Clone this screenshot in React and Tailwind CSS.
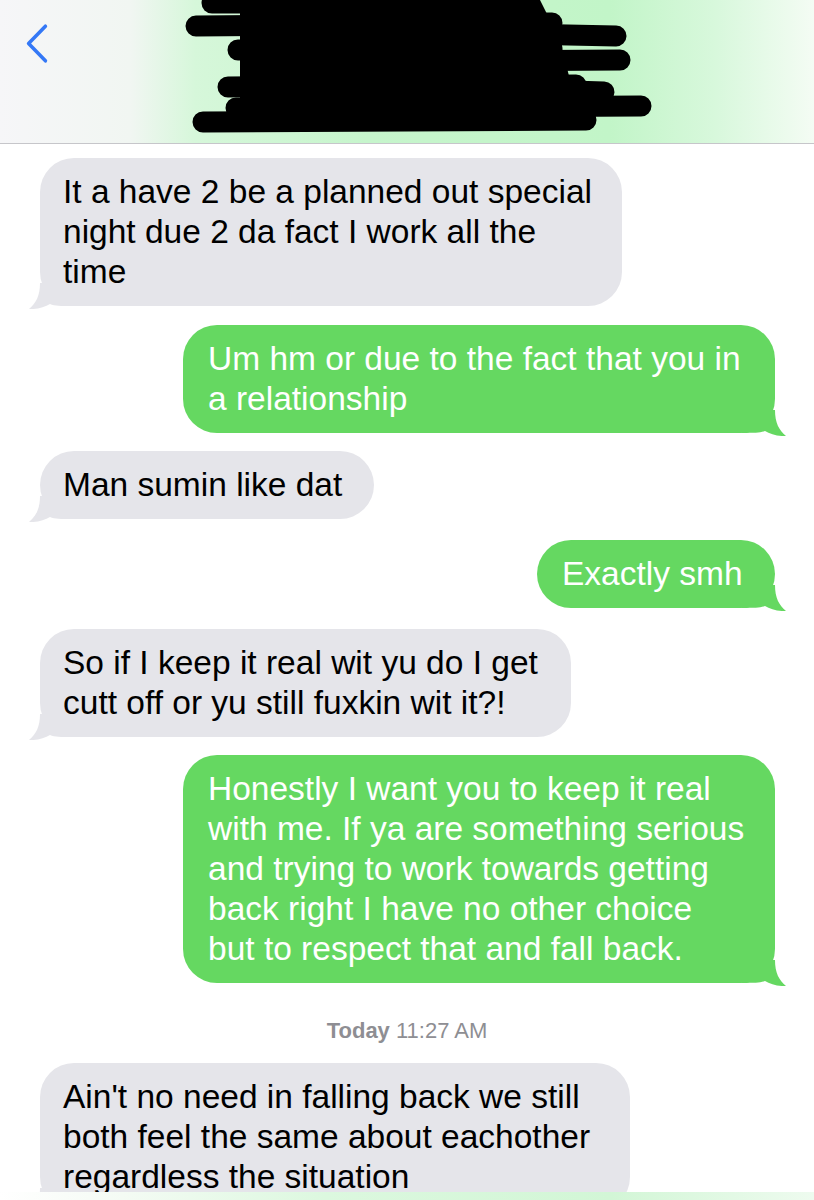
import React from 'react';

const messages = [
    {
        from: 'them',
        width: 'w-[582px]',
        gap: 'mt-[14px]',
        lines: ['It a have 2 be a planned out special', 'night due 2 da fact I work all the', 'time'],
    },
    {
        from: 'me',
        width: 'w-[592px]',
        gap: 'mt-[19px]',
        lines: ['Um hm or due to the fact that you in', 'a relationship'],
    },
    {
        from: 'them',
        width: 'w-[334px]',
        gap: 'mt-[18px]',
        lines: ['Man sumin like dat'],
    },
    {
        from: 'me',
        width: 'w-[238px]',
        gap: 'mt-[21px]',
        lines: ['Exactly smh'],
    },
    {
        from: 'them',
        width: 'w-[531px]',
        gap: 'mt-[21px]',
        lines: ['So if I keep it real wit yu do I get', 'cutt off or yu still fuxkin wit it?!'],
    },
    {
        from: 'me',
        width: 'w-[592px]',
        gap: 'mt-[18px]',
        lines: [
            'Honestly I want you to keep it real',
            'with me. If ya are something serious',
            'and trying to work towards getting',
            'back right I have no other choice',
            'but to respect that and fall back.',
        ],
    },
];

const lastMessage = {
    from: 'them',
    width: 'w-[590px]',
    gap: 'mt-[20px]',
    lines: ['Ain\'t no need in falling back we still', 'both feel the same about eachother', 'regardless the situation'],
};

const Tail = ({ mine }) => (
    <svg
        viewBox="0 0 44 26"
        className={
            mine
                ? 'absolute -right-[11px] -bottom-[3px] w-[44px] h-[26px] -scale-x-100 fill-[#65d861]'
                : 'absolute -left-[11px] -bottom-[3px] w-[44px] h-[26px] fill-[#e5e5ea]'
        }
    >
        <path d="M11 0 C11 13 7 20 0 26 C8 26.5 16 24 21 21 C26 23 31 23 44 23 L44 0 Z" />
    </svg>
);

const Bubble = ({ msg }) => {
    const mine = msg.from === 'me';
    return (
        <div className={`flex ${mine ? 'justify-end pr-[39px]' : 'justify-start pl-[40px]'} ${msg.gap}`}>
            <div
                className={`relative ${msg.width} rounded-[34px] py-[14px] text-[33.5px] leading-[40px] whitespace-nowrap ${
                    mine ? 'bg-[#65d861] text-white pl-[25px]' : 'bg-[#e5e5ea] text-black pl-[23px]'
                }`}
            >
                <Tail mine={mine} />
                <div className="relative">
                    {msg.lines.map((line, i) => (
                        <div key={i}>{line}</div>
                    ))}
                </div>
            </div>
        </div>
    );
};

const Scribble = () => (
    <svg viewBox="0 0 814 143" className="absolute inset-0 w-full h-full">
        <g stroke="#000" strokeWidth="21" strokeLinecap="round" fill="none">
            <line x1="212" y1="3" x2="505" y2="3" />
            <line x1="196" y1="26" x2="552" y2="23" />
            <line x1="470" y1="33" x2="616" y2="36" />
            <line x1="238" y1="50" x2="552" y2="48" />
            <line x1="262" y1="62" x2="620" y2="60" />
            <line x1="228" y1="87" x2="576" y2="85" />
            <line x1="540" y1="90" x2="604" y2="92" />
            <line x1="236" y1="108" x2="641" y2="106" />
            <line x1="203" y1="122" x2="586" y2="120" />
        </g>
        <path d="M240 0 L540 0 L560 40 L575 100 L560 118 L240 118 Z" fill="#000" />
    </svg>
);

const App = () => {
    return (
        <div className="w-[814px] h-[1200px] overflow-hidden bg-white flex flex-col font-['Liberation_Sans',Arial,sans-serif]">
            {/* Header */}
            <header className="relative shrink-0 h-[144px] border-b border-[#c6c6ca] bg-[linear-gradient(90deg,#f6f6f8_0%,#f1f6f2_16%,#d6f7da_24%,#c6f5cc_45%,#c2f5c8_75%,#d8f8dc_88%,#f4fcf4_100%)]">
                <svg viewBox="0 0 24 40" className="absolute left-[24px] top-[22px] w-[26px] h-[42px]">
                    <polyline
                        points="20,4 4,20.5 20,37"
                        fill="none"
                        stroke="#3478f6"
                        strokeWidth="3.4"
                        strokeLinecap="round"
                        strokeLinejoin="round"
                    />
                </svg>
                <Scribble />
            </header>

            {/* Messages */}
            <main className="flex-1 overflow-hidden flex flex-col">
                {messages.map((m, i) => (
                    <Bubble key={i} msg={m} />
                ))}

                <div className="mt-[36px] h-[24px] text-center text-[22px] leading-[24px] text-[#8e8e93]">
                    <span className="font-bold">Today</span> 11:27 AM
                </div>

                <Bubble msg={lastMessage} />
            </main>

            {/* Bottom bar */}
            <div className="shrink-0 h-[8px] bg-[linear-gradient(90deg,#ffffff_0%,#f4fbf4_15%,#dcf8df_40%,#d2f6d6_75%,#eefbef_100%)]" />
        </div>
    );
};

export default App;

====

Requirements.
Copy nothing but the lines from the top of the data down to the line containing "import React from 'react';", and leave the pictures out.

Solved problem.
Clone this screenshot in React and Tailwind CSS.
import React from 'react';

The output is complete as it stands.